何瑜之听后,一下子想到:“是啊,师父,你其实早就到了退休年龄了,刚刚60岁过后,突然又冒出来一个雨屠案,一直搁置到现在都没有退休。”
黄秋文笑笑,有些苦涩:“雨屠案发生后,一天没有查明案件真相找到凶手我一天不会退休离岗,我从警30多年,偏偏在最后的时间蹦出一个那么难缠的家伙,不把雨屠抓到我怎么安心退休?”
黄秋文本在60岁就能退休,可是偏偏在那节骨眼上,发生了惨绝人寰的雨屠案,用他的话来说就是,从警30多年,还没有调查那么多天都没有一点线索发现的案子,雨屠案从发生开始知情人都明白这是一场苦战硬仗,黄秋文本可以安心退休,不谙世事,但是他却偏偏选择留下来了,不为别的只为雨屠。
何瑜之扶额:“这次的分尸案也有得些日子了。”
黄秋文并不打算离开办公室,“你们俩负责,有事就说一声,我放权给你们。
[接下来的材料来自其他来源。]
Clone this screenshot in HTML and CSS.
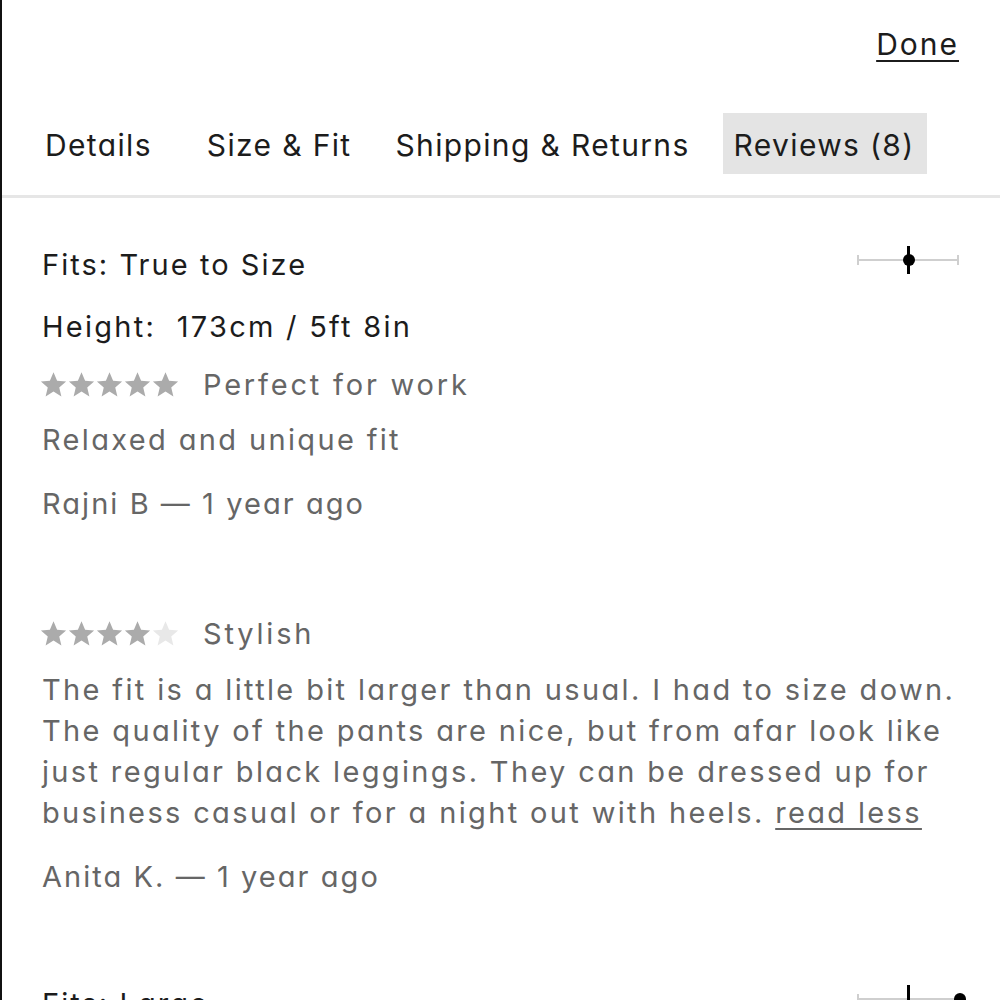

”看他的样子应该是要慢慢将调查侦查的权利放给两人。
他可以有个空闲可以专心整理之前他所经手侦查的案件,可是他心里最放不下的还是雨屠案。
但是易南和何瑜之都明白,师父还要秘密一个人继续调查雨屠案。
他们没有说破,知道尸体残肢现在正在方思远那里,就踱步往法医办公室走去。